On the same day Intel announced their upcoming 45nm hi-K dielectric solution, IBM announced their own. Both of these solutions enhance chipmaking processes notably at the 45nm node by reducing power consumption and heat generation. These will keep Moore’s Law moving forward in x86 space (and using economical manufacturing processes) for the foreseeable future. IBM has also announced an advanced 3D stacking technology.

Intel’s 2006 annual report listed an additional 17 other competitors by name. These include such diverse technology companies as Freescale (embedded), Hynix (memory), Nvidia (video), Toshiba, Broadcom (communications), AMD, VIA, and Transmeta (x86), just to name a few.

There’s no doubt that AMD is and Intel’s closest competitor in x86 space. But the reality we’re seeing today is this: By all accounts and evidence, the threat AMD posed to Intel two years ago is not apparent anymore, at least at this time. Core 2 was Intel’s turnaround vehicle and it delivered. AMD’s reclamation effort came with Barcelona. All reports raise doubts that it may not be enough – from what we can tell today.

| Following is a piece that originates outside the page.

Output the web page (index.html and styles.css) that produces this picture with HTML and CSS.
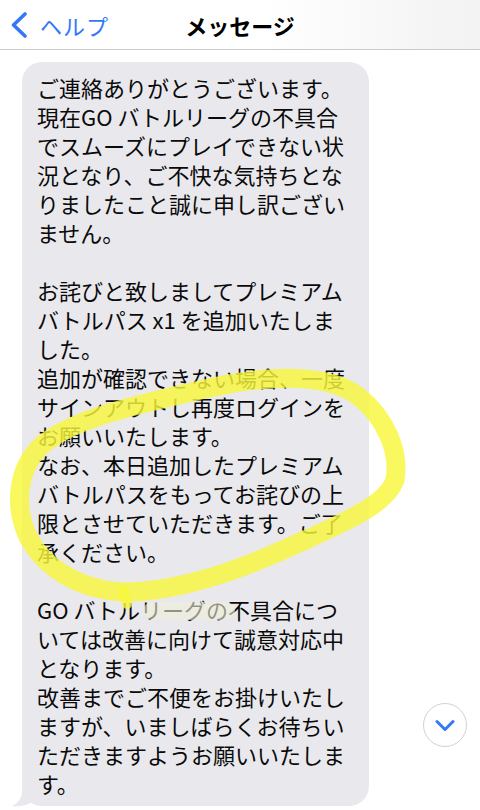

Intel’s document shows that Intel is very confident again and isn’t shy showing it. The market situation today indicates that AMD will need to bring a big surprise to market and Intel apparently believes that there are more important issues out there than AMD today.

Is this confidence justified? Your guess is as good as ours. In about a year, once Barcelona has established itself in the market and we know what Intel’s Penryn is capable of, we all will know if Intel will be able to hold its lead or if the cycle of changing leadership positions between Intel and AMD will be going into another round.